_Exercise objective_: Reproduce the material word for word; the images stay out.

_Dataset content_:
————————

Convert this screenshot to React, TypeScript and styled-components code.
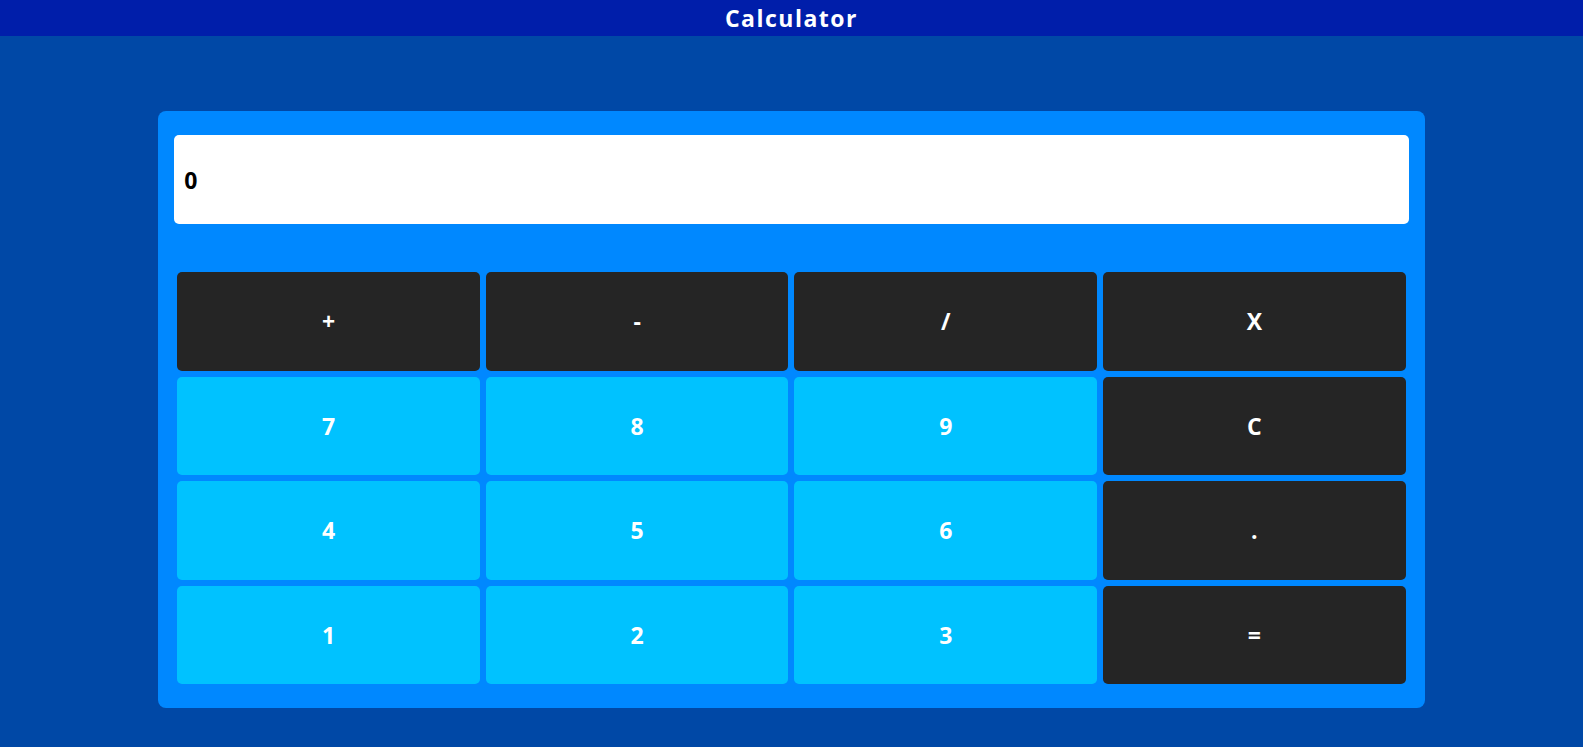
import React, { useState } from 'react';
import styled, { createGlobalStyle } from 'styled-components';

const GlobalStyle = createGlobalStyle`
  html, body {
    margin: 0;
    padding: 0;
    background: #0048a6;
    font-family: "Open Sans", "Liberation Sans", sans-serif;
  }
`;

const Page = styled.div`
  min-height: 747px;
  background: #0048a6;
`;

const Header = styled.header`
  height: 36px;
  background: #001eaa;
  color: #fff;
  display: flex;
  align-items: center;
  justify-content: center;
  font-size: 23px;
  font-weight: 700;
  letter-spacing: 1.5px;
`;

const CalculatorCard = styled.div`
  width: 80%;
  margin: 75px auto 0;
  background: #0088ff;
  border-radius: 8px;
  padding: 24px 16px 21px;
  box-sizing: border-box;
`;

const Display = styled.div`
  height: 89px;
  background: #fff;
  border-radius: 5px;
  display: flex;
  align-items: center;
  padding: 0 10px;
  font-size: 23px;
  font-weight: 700;
  color: #000;
  letter-spacing: 0.5px;
`;

const Keypad = styled.div`
  display: grid;
  grid-template-columns: repeat(4, 1fr);
  margin-top: 45px;
`;

const Key = styled.button<{ dark?: boolean }>`
  height: 98.5px;
  margin: 3px;
  border: none;
  border-radius: 5px;
  background: ${props => (props.dark ? '#252525' : '#00c2ff')};
  color: #fff;
  font-family: "Open Sans", "Liberation Sans", sans-serif;
  font-size: 23px;
  font-weight: 700;
  cursor: pointer;
  &:hover {
    opacity: 0.92;
  }
`;

const keys: { label: string; dark?: boolean }[] = [
  { label: '+', dark: true },
  { label: '-', dark: true },
  { label: '/', dark: true },
  { label: 'X', dark: true },
  { label: '7' },
  { label: '8' },
  { label: '9' },
  { label: 'C', dark: true },
  { label: '4' },
  { label: '5' },
  { label: '6' },
  { label: '.', dark: true },
  { label: '1' },
  { label: '2' },
  { label: '3' },
  { label: '=', dark: true },
];

const App: React.FC = () => {
  const [value, setValue] = useState('0');

  const handleKey = (label: string) => {
    if (label === 'C') {
      setValue('0');
      return;
    }
    if (label === '=') {
      try {
        const expr = value.replace(/X/g, '*');
        // eslint-disable-next-line no-new-func
        const result = Function(`return (${expr})`)();
        setValue(String(result));
      } catch (err) {
        setValue('Error');
      }
      return;
    }
    setValue(prev => (prev === '0' && label !== '.' ? label : prev + label));
  };

  return (
    <Page>
      <GlobalStyle />
      <Header>Calculator</Header>
      <CalculatorCard>
        <Display>{value}</Display>
        <Keypad>
          {keys.map(k => (
            <Key key={k.label} dark={k.dark} onClick={() => handleKey(k.label)}>
              {k.label}
            </Key>
          ))}
        </Keypad>
      </CalculatorCard>
    </Page>
  );
};

export default App;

————————

_Solution below_:
Convert this screenshot to React, TypeScript and styled-components code.
import React, { useState } from 'react';
import styled, { createGlobalStyle } from 'styled-components';

const GlobalStyle = createGlobalStyle`
  html, body {
    margin: 0;
    padding: 0;
    background: #0048a6;
    font-family: "Open Sans", "Liberation Sans", sans-serif;
  }
`;

const Page = styled.div`
  min-height: 747px;
  background: #0048a6;
`;

const Header = styled.header`
  height: 36px;
  background: #001eaa;
  color: #fff;
  display: flex;
  align-items: center;
  justify-content: center;
  font-size: 23px;
  font-weight: 700;
  letter-spacing: 1.5px;
`;

const CalculatorCard = styled.div`
  width: 80%;
  margin: 75px auto 0;
  background: #0088ff;
  border-radius: 8px;
  padding: 24px 16px 21px;
  box-sizing: border-box;
`;

const Display = styled.div`
  height: 89px;
  background: #fff;
  border-radius: 5px;
  display: flex;
  align-items: center;
  padding: 0 10px;
  font-size: 23px;
  font-weight: 700;
  color: #000;
  letter-spacing: 0.5px;
`;

const Keypad = styled.div`
  display: grid;
  grid-template-columns: repeat(4, 1fr);
  margin-top: 45px;
`;

const Key = styled.button<{ dark?: boolean }>`
  height: 98.5px;
  margin: 3px;
  border: none;
  border-radius: 5px;
  background: ${props => (props.dark ? '#252525' : '#00c2ff')};
  color: #fff;
  font-family: "Open Sans", "Liberation Sans", sans-serif;
  font-size: 23px;
  font-weight: 700;
  cursor: pointer;
  &:hover {
    opacity: 0.92;
  }
`;

const keys: { label: string; dark?: boolean }[] = [
  { label: '+', dark: true },
  { label: '-', dark: true },
  { label: '/', dark: true },
  { label: 'X', dark: true },
  { label: '7' },
  { label: '8' },
  { label: '9' },
  { label: 'C', dark: true },
  { label: '4' },
  { label: '5' },
  { label: '6' },
  { label: '.', dark: true },
  { label: '1' },
  { label: '2' },
  { label: '3' },
  { label: '=', dark: true },
];

const App: React.FC = () => {
  const [value, setValue] = useState('0');

  const handleKey = (label: string) => {
    if (label === 'C') {
      setValue('0');
      return;
    }
    if (label === '=') {
      try {
        const expr = value.replace(/X/g, '*');
        // eslint-disable-next-line no-new-func
        const result = Function(`return (${expr})`)();
        setValue(String(result));
      } catch (err) {
        setValue('Error');
      }
      return;
    }
    setValue(prev => (prev === '0' && label !== '.' ? label : prev + label));
  };

  return (
    <Page>
      <GlobalStyle />
      <Header>Calculator</Header>
      <CalculatorCard>
        <Display>{value}</Display>
        <Keypad>
          {keys.map(k => (
            <Key key={k.label} dark={k.dark} onClick={() => handleKey(k.label)}>
              {k.label}
            </Key>
          ))}
        </Keypad>
      </CalculatorCard>
    </Page>
  );
};

export default App;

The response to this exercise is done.